*EXERCISE DETAILS:* Print, word for word, every line from the beginning of the listing up to and including the line with "const MAX_LENGTH = 399". Pictures are to be excluded.

◆ ◆ ◆

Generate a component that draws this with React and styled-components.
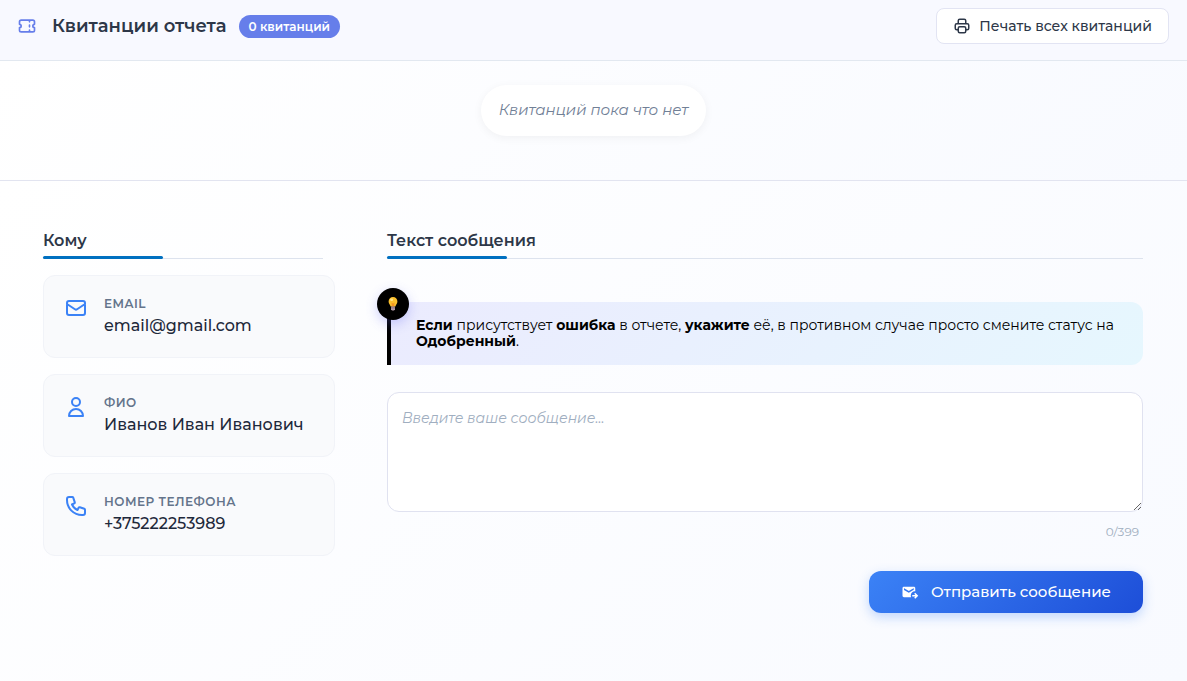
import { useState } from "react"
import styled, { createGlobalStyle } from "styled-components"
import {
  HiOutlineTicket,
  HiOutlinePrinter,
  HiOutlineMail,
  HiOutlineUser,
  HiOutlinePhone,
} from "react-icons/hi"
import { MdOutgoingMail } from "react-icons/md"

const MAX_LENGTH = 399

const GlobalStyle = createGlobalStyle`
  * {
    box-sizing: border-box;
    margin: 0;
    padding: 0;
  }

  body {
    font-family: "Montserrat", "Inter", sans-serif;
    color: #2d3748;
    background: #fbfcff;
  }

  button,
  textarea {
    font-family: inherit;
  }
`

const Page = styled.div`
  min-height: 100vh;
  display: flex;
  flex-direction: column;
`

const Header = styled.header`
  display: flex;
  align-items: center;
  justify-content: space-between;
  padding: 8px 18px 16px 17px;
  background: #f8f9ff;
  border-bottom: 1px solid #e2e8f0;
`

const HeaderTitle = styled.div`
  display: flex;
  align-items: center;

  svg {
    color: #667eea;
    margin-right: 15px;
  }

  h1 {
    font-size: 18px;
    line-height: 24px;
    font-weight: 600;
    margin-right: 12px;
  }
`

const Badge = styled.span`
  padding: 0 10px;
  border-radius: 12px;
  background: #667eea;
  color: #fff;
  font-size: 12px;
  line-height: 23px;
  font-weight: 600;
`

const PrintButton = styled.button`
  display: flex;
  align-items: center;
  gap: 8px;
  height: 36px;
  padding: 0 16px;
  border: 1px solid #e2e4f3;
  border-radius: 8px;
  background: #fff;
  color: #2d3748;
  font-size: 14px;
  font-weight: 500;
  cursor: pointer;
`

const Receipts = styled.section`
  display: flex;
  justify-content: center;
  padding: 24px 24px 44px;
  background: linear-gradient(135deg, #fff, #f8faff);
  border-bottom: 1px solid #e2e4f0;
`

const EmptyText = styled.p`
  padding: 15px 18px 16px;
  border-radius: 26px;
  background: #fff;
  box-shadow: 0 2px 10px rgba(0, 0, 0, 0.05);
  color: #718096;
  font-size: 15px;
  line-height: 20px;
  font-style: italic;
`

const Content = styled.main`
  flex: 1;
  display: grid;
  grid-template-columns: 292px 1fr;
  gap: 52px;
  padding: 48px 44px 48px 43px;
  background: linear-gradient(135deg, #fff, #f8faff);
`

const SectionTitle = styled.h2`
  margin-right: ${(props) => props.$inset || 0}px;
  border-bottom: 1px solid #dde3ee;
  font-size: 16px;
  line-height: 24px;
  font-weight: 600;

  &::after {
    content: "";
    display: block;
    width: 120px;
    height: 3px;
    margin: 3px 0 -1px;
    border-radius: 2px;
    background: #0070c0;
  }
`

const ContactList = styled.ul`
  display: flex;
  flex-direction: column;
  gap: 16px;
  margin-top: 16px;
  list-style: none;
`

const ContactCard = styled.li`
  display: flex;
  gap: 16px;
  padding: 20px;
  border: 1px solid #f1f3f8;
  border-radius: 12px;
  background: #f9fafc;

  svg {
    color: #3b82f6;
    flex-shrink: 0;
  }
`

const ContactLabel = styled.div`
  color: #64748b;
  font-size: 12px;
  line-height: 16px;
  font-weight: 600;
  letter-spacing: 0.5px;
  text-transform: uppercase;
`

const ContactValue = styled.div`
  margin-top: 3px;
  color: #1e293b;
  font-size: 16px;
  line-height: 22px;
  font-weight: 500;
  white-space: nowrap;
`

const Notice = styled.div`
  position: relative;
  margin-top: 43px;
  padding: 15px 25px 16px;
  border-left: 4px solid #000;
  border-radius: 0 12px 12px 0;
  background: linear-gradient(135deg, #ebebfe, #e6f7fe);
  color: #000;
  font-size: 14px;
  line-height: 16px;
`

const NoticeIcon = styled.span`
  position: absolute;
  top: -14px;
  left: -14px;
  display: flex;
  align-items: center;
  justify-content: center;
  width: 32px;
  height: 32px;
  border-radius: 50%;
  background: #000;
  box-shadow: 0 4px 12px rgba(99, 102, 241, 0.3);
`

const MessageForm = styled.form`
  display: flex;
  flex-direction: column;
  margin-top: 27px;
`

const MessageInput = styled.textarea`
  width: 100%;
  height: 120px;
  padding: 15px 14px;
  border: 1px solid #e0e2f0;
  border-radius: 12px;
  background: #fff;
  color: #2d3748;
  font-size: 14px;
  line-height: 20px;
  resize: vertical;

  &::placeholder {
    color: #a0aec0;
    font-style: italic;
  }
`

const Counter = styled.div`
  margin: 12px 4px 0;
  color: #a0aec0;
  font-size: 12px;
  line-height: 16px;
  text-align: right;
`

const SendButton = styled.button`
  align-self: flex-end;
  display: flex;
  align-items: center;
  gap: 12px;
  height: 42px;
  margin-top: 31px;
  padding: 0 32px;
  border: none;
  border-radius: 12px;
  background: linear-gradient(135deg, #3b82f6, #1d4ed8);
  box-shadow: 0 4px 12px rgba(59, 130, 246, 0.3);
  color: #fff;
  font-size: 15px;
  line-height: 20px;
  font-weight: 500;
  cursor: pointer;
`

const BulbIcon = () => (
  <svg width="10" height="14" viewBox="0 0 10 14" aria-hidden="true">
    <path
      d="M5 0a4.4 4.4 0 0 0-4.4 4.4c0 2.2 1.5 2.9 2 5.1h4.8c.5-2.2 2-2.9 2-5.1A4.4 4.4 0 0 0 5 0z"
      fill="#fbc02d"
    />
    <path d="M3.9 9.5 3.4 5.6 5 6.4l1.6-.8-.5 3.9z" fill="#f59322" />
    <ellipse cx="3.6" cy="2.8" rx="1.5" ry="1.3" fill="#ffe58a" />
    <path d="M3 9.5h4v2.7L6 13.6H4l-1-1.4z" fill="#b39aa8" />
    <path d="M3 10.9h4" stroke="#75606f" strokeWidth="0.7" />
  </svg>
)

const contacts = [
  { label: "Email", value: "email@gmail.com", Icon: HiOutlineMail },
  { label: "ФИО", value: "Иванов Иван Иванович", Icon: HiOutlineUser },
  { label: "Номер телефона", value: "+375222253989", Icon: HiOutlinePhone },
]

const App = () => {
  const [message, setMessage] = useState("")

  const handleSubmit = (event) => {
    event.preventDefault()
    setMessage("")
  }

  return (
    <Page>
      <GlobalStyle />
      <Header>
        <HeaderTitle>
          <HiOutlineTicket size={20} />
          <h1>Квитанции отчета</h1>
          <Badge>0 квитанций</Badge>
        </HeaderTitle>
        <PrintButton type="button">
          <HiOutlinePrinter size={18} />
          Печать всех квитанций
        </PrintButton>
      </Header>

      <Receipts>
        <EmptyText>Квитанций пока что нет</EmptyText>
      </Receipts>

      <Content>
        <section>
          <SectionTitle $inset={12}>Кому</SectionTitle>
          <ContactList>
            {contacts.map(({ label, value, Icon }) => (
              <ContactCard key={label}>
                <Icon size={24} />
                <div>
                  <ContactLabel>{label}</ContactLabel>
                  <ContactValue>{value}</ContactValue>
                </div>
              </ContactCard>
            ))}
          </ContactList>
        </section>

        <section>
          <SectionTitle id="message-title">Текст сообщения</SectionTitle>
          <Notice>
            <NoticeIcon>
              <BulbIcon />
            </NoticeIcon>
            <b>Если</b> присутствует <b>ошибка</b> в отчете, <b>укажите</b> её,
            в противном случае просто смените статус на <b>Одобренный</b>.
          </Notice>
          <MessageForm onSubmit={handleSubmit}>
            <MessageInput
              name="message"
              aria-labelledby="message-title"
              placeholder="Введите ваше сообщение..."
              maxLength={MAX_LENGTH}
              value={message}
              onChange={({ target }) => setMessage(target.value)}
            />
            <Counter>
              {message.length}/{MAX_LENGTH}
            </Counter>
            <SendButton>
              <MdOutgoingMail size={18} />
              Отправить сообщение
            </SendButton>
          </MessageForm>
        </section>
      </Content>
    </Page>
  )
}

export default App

◆ ◆ ◆

*THE SOLUTION:*
Generate a component that draws this with React and styled-components.
import { useState } from "react"
import styled, { createGlobalStyle } from "styled-components"
import {
  HiOutlineTicket,
  HiOutlinePrinter,
  HiOutlineMail,
  HiOutlineUser,
  HiOutlinePhone,
} from "react-icons/hi"
import { MdOutgoingMail } from "react-icons/md"

const MAX_LENGTH = 399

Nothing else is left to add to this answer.